Set task >>
Write the data out again exactly, dropping any images it holds.

Source data >>
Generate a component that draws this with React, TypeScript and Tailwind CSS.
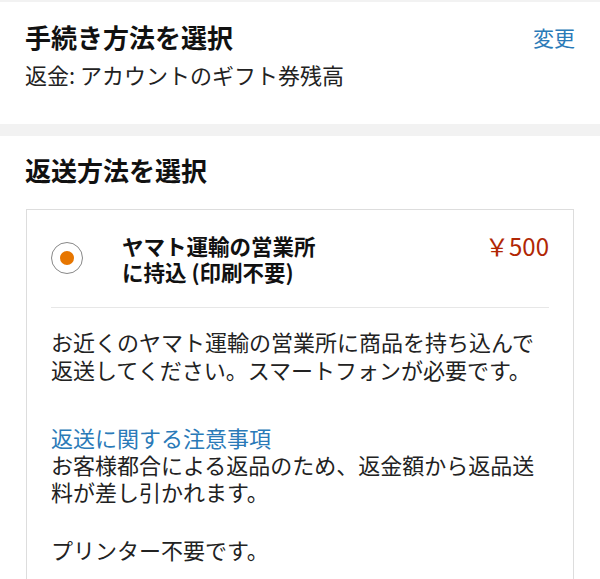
export default function App() {
  return (
    <div
      className="w-[600px] h-[579px] overflow-hidden bg-white text-[#111]"
      style={{ fontFamily: '"Noto Sans CJK JP", "Noto Sans", sans-serif' }}
    >
      <div className="h-[2px] bg-[#f2f2f2]" />
      <section className="px-[25px] pt-[18px] pb-[35px]">
        <div className="flex items-center justify-between">
          <h1 className="text-[26px] leading-[34px] font-bold">手続き方法を選択</h1>
          <span className="text-[21px] leading-[34px] text-[#2a7ab8]">変更</span>
        </div>
        <p className="mt-[5px] text-[22px] leading-[30px] text-[#222]">返金: アカウントのギフト券残高</p>
      </section>
      <div className="h-[12px] bg-[#f2f2f2]" />
      <section className="pt-[17px]">
        <h2 className="px-[25px] text-[26px] leading-[34px] font-bold">返送方法を選択</h2>
        <div className="mx-[26px] mt-[22px] border border-[#dddddd] px-[24px] pb-[40px]">
          <div className="flex pt-[23px] pb-[22px] border-b border-[#e7e7e7]">
            <div className="mt-[9px] w-[32px] h-[32px] rounded-full border-[1.5px] border-[#888] flex items-center justify-center shrink-0">
              <div className="w-[14px] h-[14px] rounded-full bg-[#e77600]" />
            </div>
            <div className="ml-[39px] flex-1 text-[21.5px] leading-[26px] font-semibold">
              <div>ヤマト運輸の営業所</div>
              <div>に持込 (印刷不要)</div>
            </div>
            <div className="text-[24px] leading-[26px] text-[#b12704]">￥500</div>
          </div>
          <div className="text-[22px] text-[#222]">
            <p className="mt-[19px] leading-[28px]">
              お近くのヤマト運輸の営業所に商品を持ち込んで
              <br />
              返送してください。スマートフォンが必要です。
            </p>
            <p className="mt-[40px] leading-[28px] text-[#2a7ab8]">返送に関する注意事項</p>
            <p className="leading-[27px]">
              お客様都合による返品のため、返金額から返品送
              <br />
              料が差し引かれます。
            </p>
            <p className="mt-[30px] leading-[28px]">プリンター不要です。</p>
          </div>
        </div>
      </section>
    </div>
  );
}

Written response >>
Generate a component that draws this with React, TypeScript and Tailwind CSS.
export default function App() {
  return (
    <div
      className="w-[600px] h-[579px] overflow-hidden bg-white text-[#111]"
      style={{ fontFamily: '"Noto Sans CJK JP", "Noto Sans", sans-serif' }}
    >
      <div className="h-[2px] bg-[#f2f2f2]" />
      <section className="px-[25px] pt-[18px] pb-[35px]">
        <div className="flex items-center justify-between">
          <h1 className="text-[26px] leading-[34px] font-bold">手続き方法を選択</h1>
          <span className="text-[21px] leading-[34px] text-[#2a7ab8]">変更</span>
        </div>
        <p className="mt-[5px] text-[22px] leading-[30px] text-[#222]">返金: アカウントのギフト券残高</p>
      </section>
      <div className="h-[12px] bg-[#f2f2f2]" />
      <section className="pt-[17px]">
        <h2 className="px-[25px] text-[26px] leading-[34px] font-bold">返送方法を選択</h2>
        <div className="mx-[26px] mt-[22px] border border-[#dddddd] px-[24px] pb-[40px]">
          <div className="flex pt-[23px] pb-[22px] border-b border-[#e7e7e7]">
            <div className="mt-[9px] w-[32px] h-[32px] rounded-full border-[1.5px] border-[#888] flex items-center justify-center shrink-0">
              <div className="w-[14px] h-[14px] rounded-full bg-[#e77600]" />
            </div>
            <div className="ml-[39px] flex-1 text-[21.5px] leading-[26px] font-semibold">
              <div>ヤマト運輸の営業所</div>
              <div>に持込 (印刷不要)</div>
            </div>
            <div className="text-[24px] leading-[26px] text-[#b12704]">￥500</div>
          </div>
          <div className="text-[22px] text-[#222]">
            <p className="mt-[19px] leading-[28px]">
              お近くのヤマト運輸の営業所に商品を持ち込んで
              <br />
              返送してください。スマートフォンが必要です。
            </p>
            <p className="mt-[40px] leading-[28px] text-[#2a7ab8]">返送に関する注意事項</p>
            <p className="leading-[27px]">
              お客様都合による返品のため、返金額から返品送
              <br />
              料が差し引かれます。
            </p>
            <p className="mt-[30px] leading-[28px]">プリンター不要です。</p>
          </div>
        </div>
      </section>
    </div>
  );
}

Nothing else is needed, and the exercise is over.